How to Actually Remember Them

If you’re trying to memorize what are the 50 states USA, don't just go alphabetically. That’s boring and your brain will quit after "Colorado." Try grouping them by region or by the order they joined the union.

Look at the "Four Corners"—the only spot in the country where you can stand in four states at once (Arizona, New Mexico, Utah, and Colorado). Or look at the "I" states (Iowa, Illinois, Indiana, Idaho) which everyone mixes up. Idaho is the one with the potatoes in the West; the others are the corn-belt group in the middle.

Think about the "Triple Landlocked" states. Nebraska is the only state that is "triple landlocked," meaning you have to travel through at least three states to reach an ocean or a gulf. Little facts like that make the map stick in your head better than a list ever will.

The Reality of State Identity

Being from a specific state is a huge part of American identity. People don't usually say "I'm American" when they meet each other; they say "I'm from Texas" or "I'm a New Yorker." Each state has its own laws, its own taxes, its own school systems, and even its own weird food traditions (looking at you, Cincinnati Chili).

The 50 states are essentially 50 different "laboratories of democracy," as Justice Louis Brandeis once called them. One state might try a new law regarding healthcare or education, and if it works, others might copy it. If it fails, the rest of the country learns from the mistake.
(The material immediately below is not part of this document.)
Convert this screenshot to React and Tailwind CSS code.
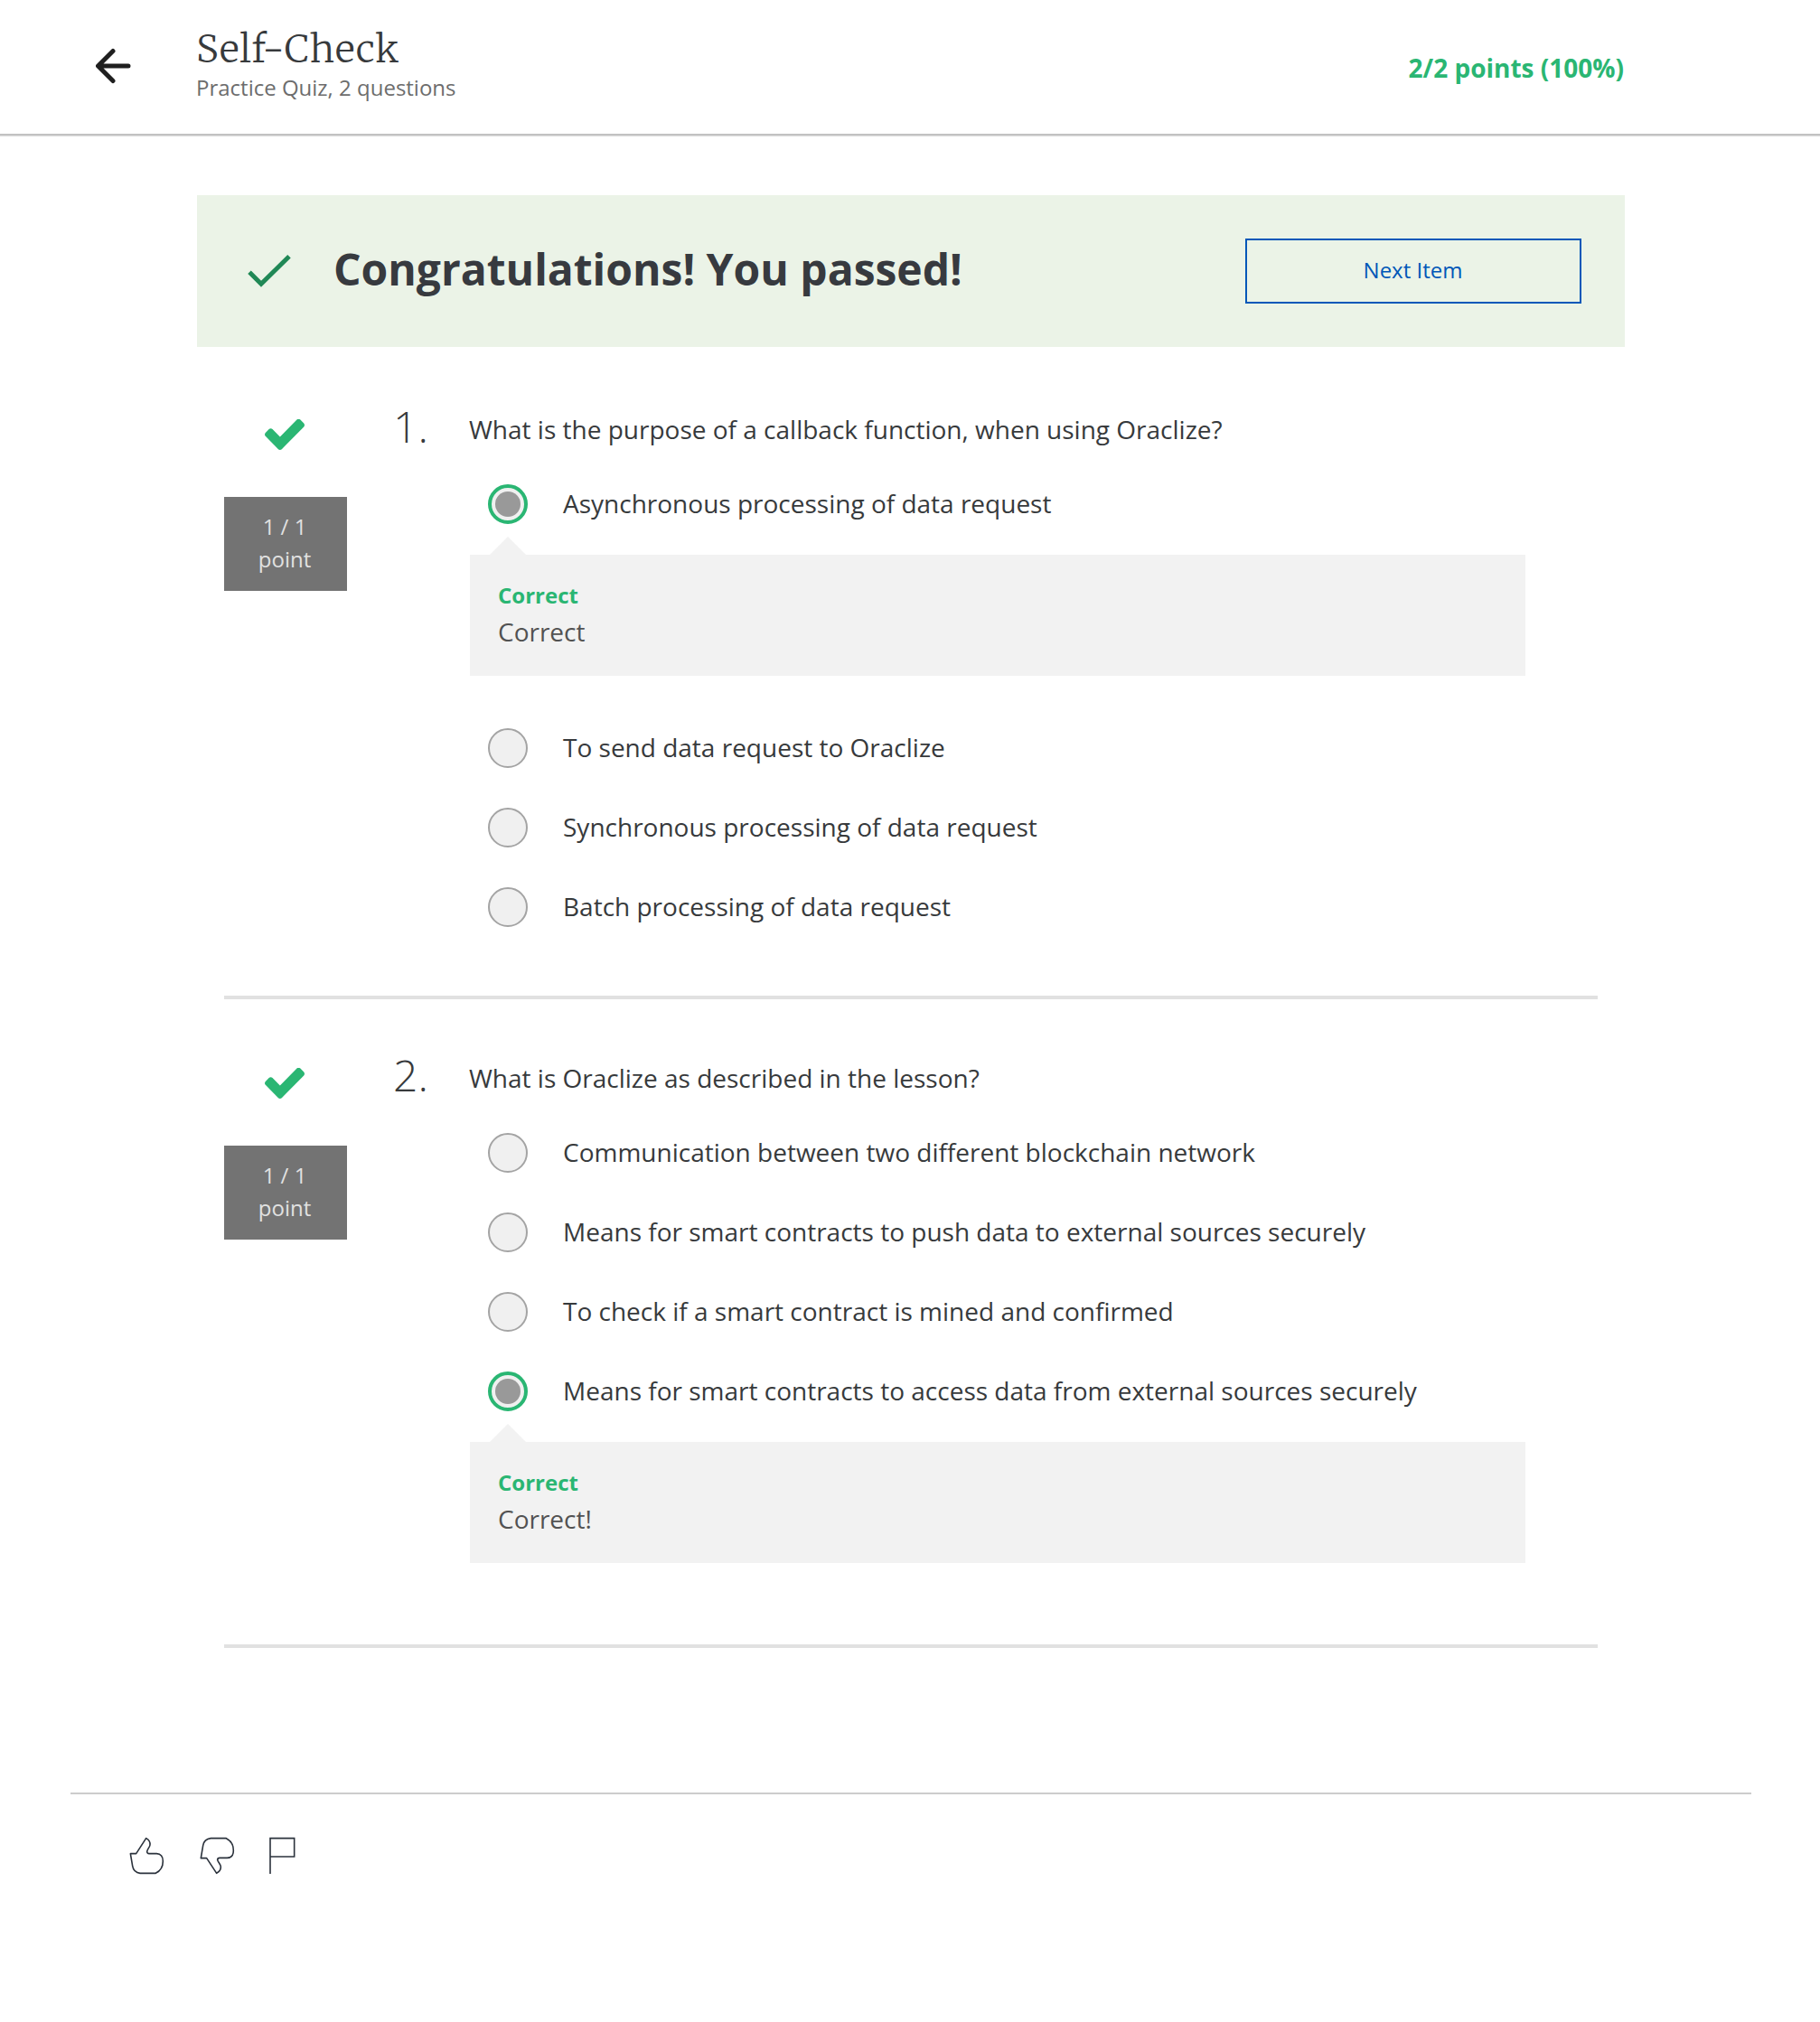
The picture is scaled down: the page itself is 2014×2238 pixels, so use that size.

Actionable Steps for Exploring the 50 States

If you want to move beyond just knowing the names and actually understand the layout of the country, here is how to do it:

  • Study a Topographic Map: Don't just look at the political lines. Look at the mountains and rivers. You’ll suddenly see why the borders are where they are. The Mississippi River, for example, defines the borders of ten different states.
  • Track the Admission Dates: Follow the timeline from 1787 to 1959. It shows the path of American expansion and helps you understand why some states feel "older" and more established than others.
  • Visit a State Capital: Most people go to the biggest city (like NYC or Chicago), but the state capitals (Albany or Springfield) often hold the real history and the architectural soul of the state.
  • Check the Census Data: Use the US Census Bureau’s "QuickFacts" tool. It’s a goldmine. You can compare states by age, diversity, income, and education. It turns those 50 names into real, living communities.

The 50 states are a work in progress. They’ve changed shape, changed names, and changed cultures over hundreds of years. Knowing what they are is just the start; understanding how they fit together is the real story.